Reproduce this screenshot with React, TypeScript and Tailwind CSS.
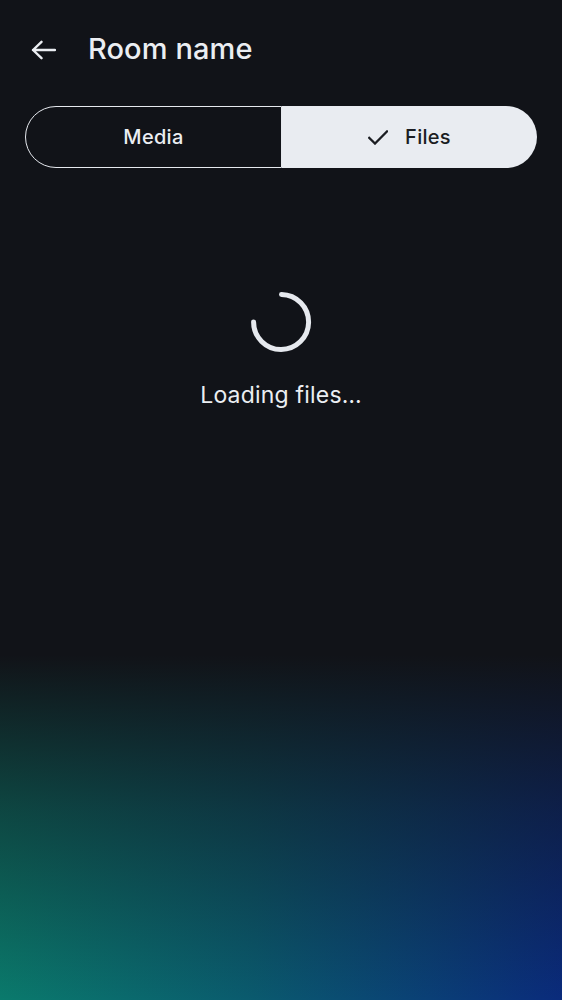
import React from "react";

// Segmented control tab
function Segment({
  label,
  selected,
  side,
}: {
  label: string;
  selected: boolean;
  side: "left" | "right";
}) {
  const shape = side === "left" ? "rounded-l-full" : "rounded-r-full";
  return (
    <div
      className={`flex flex-1 items-center justify-center gap-[17px] ${shape} ${
        selected
          ? "bg-[#e9ecf1] text-[#1b1d22]"
          : "border-[1.5px] border-[#e6e9ee] text-[#ebeef2]"
      }`}
    >
      {selected && (
        <svg width="20" height="15" viewBox="0 0 20 15" fill="none">
          <path
            d="M1.2 7.8 L7 13.6 L19 1.4"
            stroke="currentColor"
            strokeWidth={2.2}
            strokeLinecap="square"
          />
        </svg>
      )}
      <span className="text-[20px] font-medium tracking-[0.3px]">{label}</span>
    </div>
  );
}

export default function App() {
  return (
    <div
      className="flex h-[1000px] flex-col bg-[#111318] text-[#ebeef2]"
      style={{ fontFamily: "Inter, 'Noto Sans', sans-serif" }}
    >
      {/* Top bar */}
      <div className="flex h-[100px] items-center pl-[31px]">
        <svg width="25" height="20" viewBox="0 0 25 20" fill="none">
          <path
            d="M2 10 H24 M10.5 1.8 L2 10 L10.5 18.2"
            stroke="currentColor"
            strokeWidth={2.4}
            strokeLinecap="round"
            strokeLinejoin="round"
          />
        </svg>
        <h1 className="ml-[32px] -mt-[2px] text-[29px] leading-[34px] font-medium tracking-[0.1px]">
          Room name
        </h1>
      </div>

      {/* Media / Files switch */}
      <div className="mx-[25px] mt-[6px] flex h-[62px]">
        <Segment label="Media" selected={false} side="left" />
        <Segment label="Files" selected side="right" />
      </div>

      {/* Loading state */}
      <div className="flex flex-col items-center">
        <svg className="mt-[122px]" width="64" height="64" viewBox="0 0 64 64" fill="none">
          <path
            d="M32.5 4.5 A27.5 27.5 0 1 1 4.6 32"
            stroke="#e6e9ee"
            strokeWidth={5}
            strokeLinecap="round"
          />
        </svg>
        <p className="mt-[27px] text-[23px] leading-[28px] tracking-[0.2px]">
          Loading files…
        </p>
      </div>

      <div className="flex-1" />

      {/* Bottom glow */}
      <div className="h-[345px] bg-[linear-gradient(to_right,#0a7a6c,#0a5a6e_45%,#0a2b7c)]">
        <div className="h-full bg-[linear-gradient(to_bottom,#111318,rgba(17,19,24,0.5)_45%,rgba(17,19,24,0))]" />
      </div>
    </div>
  );
}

☆ ☆ ☆

**BRIEF**
Restate exactly, please, only the lines between the start of the data and the line containing "import React from", both ends included, skipping the pictures.

**SOLUTION FOR THIS PROBLEM**
Reproduce this screenshot with React, TypeScript and Tailwind CSS.
import React from "react";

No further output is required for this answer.